What we learn from these words is that repentance does not begin with our effort. Not with our sorrow, our confession, or our turning back. In reality, repentance begins with Christ offering mercy. Before we speak, before we could even muster the courage to come back, forgiveness is already being prayed over us. The cross is not waiting to us to deserve mercy; the cross is already declaring it.


This means that when we return to the cross, we are not approaching a place of impending judgment, we are coming to a place where the verdict has already been spoken. “Father, forgive them.” Not after we understand. Not after we change. Not after we prove ourselves. But forgiveness given in the very moment of our blindness, our cruelty, our failure.


There is something truly humbling about this. Because it means we cannot control the terms of our forgiveness. We cannot negotiate it, earn it, or shape it to preserve our pride. We must receive it as those who “know not what we do,” as those who are more broken, more blind, more in need than we often dare to admit. True repentance strips away any illusion that we are not that bad. It brings us low to free us.


At the cross, we finally see the truth about ourselves: that our sin is real, costly, and devastating. But we also see the deeper truth about God. His mercy is greater, deeper, and more enduring than anything we have done. Repentance, then, is allowing ourselves to be seen fully and yet loved completely. This is why the cross is not a place we visit once, but a place we return to again and again. We return when we fail in ways we thought we had outgrown. We return when our hearts grow cold or distracted. We return when guilt whispers that we have gone too far this time. We return when shame tells us to stay away. And each time, the same voice meets us: “Father, forgive them.”
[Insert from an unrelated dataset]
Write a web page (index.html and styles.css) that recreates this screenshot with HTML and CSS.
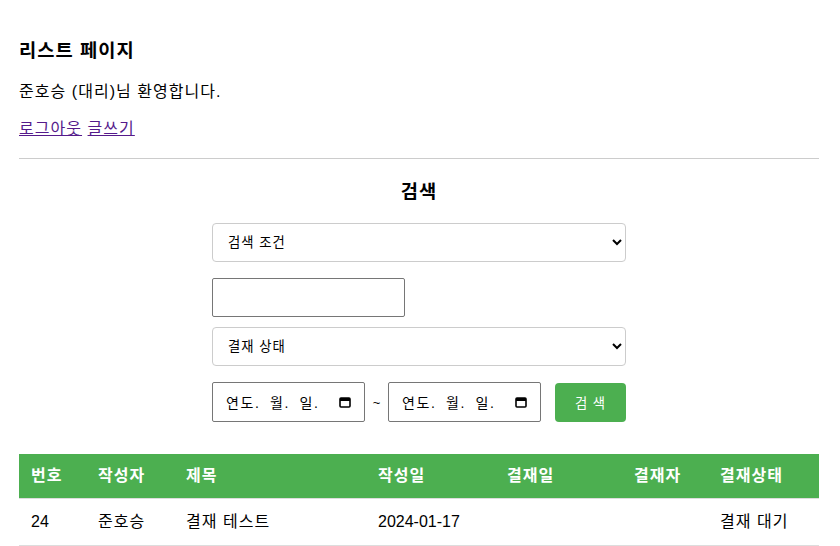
FILE: index.html
```html
<!DOCTYPE html>
<html lang="ko">
<head>
<meta charset="utf-8">
<title>리스트 페이지</title>
<link rel="stylesheet" href="styles.css">
</head>
<body>
<div class="page">
  <h3 class="title">리스트 페이지</h3>
  <p class="welcome">준호승 (대리)님 환영합니다.</p>
  <div class="links"><a href="#" class="link">로그아웃</a> <a href="#" class="link">글쓰기</a></div>
  <hr class="divider">
  <section class="search">
    <h3 class="search-title">검색</h3>
    <form class="search-form">
      <select class="select">
        <option>검색 조건</option>
      </select>
      <input type="text" class="text-input">
      <select class="select select-second">
        <option>결재 상태</option>
      </select>
      <div class="date-row">
        <div class="date-input"><span class="date-text">연도. 월. 일.</span><svg class="cal" width="12" height="12" viewBox="0 0 12 12"><rect x="1" y="2" width="10" height="9" rx="1" fill="none" stroke="#000" stroke-width="1.6"/><rect x="1" y="2" width="10" height="3" fill="#000"/></svg></div>
        <span class="tilde">~</span>
        <div class="date-input"><span class="date-text">연도. 월. 일.</span><svg class="cal" width="12" height="12" viewBox="0 0 12 12"><rect x="1" y="2" width="10" height="9" rx="1" fill="none" stroke="#000" stroke-width="1.6"/><rect x="1" y="2" width="10" height="3" fill="#000"/></svg></div>
        <button type="button" class="search-btn">검 색</button>
      </div>
    </form>
  </section>
  <table class="list">
    <colgroup>
      <col class="c1"><col class="c2"><col class="c3"><col class="c4"><col class="c5"><col class="c6"><col class="c7">
    </colgroup>
    <thead>
      <tr><th>번호</th><th>작성자</th><th>제목</th><th>작성일</th><th>결재일</th><th>결재자</th><th>결재상태</th></tr>
    </thead>
    <tbody>
      <tr><td class="num">24</td><td>준호승</td><td>결재 테스트</td><td class="num">2024-01-17</td><td></td><td></td><td>결재 대기</td></tr>
    </tbody>
  </table>
</div>
</body>
</html>
```
FILE: styles.css
```css
html, body {
  margin: 0;
  padding: 0;
  background: #fff;
}
body {
  font-family: "Liberation Sans", "Noto Sans CJK KR", sans-serif;
  color: #000;
  font-size: 16px;
  letter-spacing: 0.065em;
}
.page {
  width: 800px;
  padding: 20px 19px 0 19px;
}
.title {
  font-size: 18.72px;
  line-height: 25px;
  margin: 18px 0 18px 0;
  font-weight: bold;
}
.welcome {
  margin: 0;
  line-height: 21px;
}
.links {
  margin-top: 16px;
  line-height: 21px;
}
.link {
  color: #551a8b;
  text-decoration: underline;
}
.divider {
  border: 0;
  border-top: 1px solid #ccc;
  margin: 19px 0 0 0;
  height: 0;
}
.search-title {
  text-align: center;
  font-size: 18.72px;
  line-height: 25px;
  margin: 20px 0 19px 0;
}
.search-form {
  width: 414px;
  margin: 0 auto;
}
.select {
  display: block;
  width: 414px;
  height: 39px;
  padding: 0 8px 0 11px;
  border: 1px solid #ccc;
  border-radius: 4px;
  font-family: "Liberation Sans", "Noto Sans CJK KR", sans-serif;
  font-size: 13.33px;
  letter-spacing: 1px;
  background: #fff;
  color: #000;
  box-sizing: border-box;
  margin: 0;
}
.text-input {
  display: block;
  width: 193px;
  height: 39px;
  box-sizing: border-box;
  border: 1px solid #767676;
  border-radius: 2px;
  margin: 16px 0 0 0;
  padding: 0 8px;
}
.select-second {
  margin-top: 10px;
}
.date-row {
  display: flex;
  align-items: center;
  margin-top: 16px;
  height: 40px;
}
.date-input {
  width: 153px;
  height: 40px;
  box-sizing: border-box;
  border: 1px solid #767676;
  border-radius: 2px;
  display: flex;
  align-items: center;
  padding: 0 13px 0 13px;
  font-size: 14px;
  letter-spacing: 1.6px;
}
.date-text {
  flex: 1;
  word-spacing: 4px;
}
.cal {
  display: block;
}
.tilde {
  width: 23px;
  text-align: center;
  font-size: 13px;
  letter-spacing: 0;
}
.search-btn {
  margin-left: 14px;
  width: 71px;
  height: 39px;
  background: #4caf50;
  color: #fff;
  border: 0;
  border-radius: 4px;
  font-family: "Liberation Sans", "Noto Sans CJK KR", sans-serif;
  font-size: 13.33px;
  letter-spacing: 1px;
  padding: 0;
}
.list {
  width: 800px;
  border-collapse: collapse;
  table-layout: fixed;
  margin-top: 32px;
}
.c1 { width: 67px; }
.c2 { width: 88px; }
.c3 { width: 192px; }
.c4 { width: 129px; }
.c5 { width: 127px; }
.c6 { width: 86px; }
.c7 { width: 111px; }
.list th {
  background: #4caf50;
  color: #fff;
  font-weight: bold;
  text-align: left;
  padding: 12px;
  line-height: 20px;
  border-bottom: 1px solid #ddd;
}
.list td {
  text-align: left;
  padding: 12px;
  line-height: 22px;
  border-bottom: 1px solid #ddd;
}
.list td.num {
  letter-spacing: 0;
}
```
And from that place of mercy, transformation begins. A transformation that is not forced, but real. Because when we know we are forgiven, we are no longer driven by fear, we are drawn by love. We begin to change not to earn mercy, but because we have received it. The cross becomes not only the place of our forgiveness, but the foundation of our new life.


Question

How does hearing Jesus pray “Father, forgive them” in the midst of suffering reshape your view of repentance?


Final Thought

The cross is the place where we return as often as you need, because mercy is already waiting there.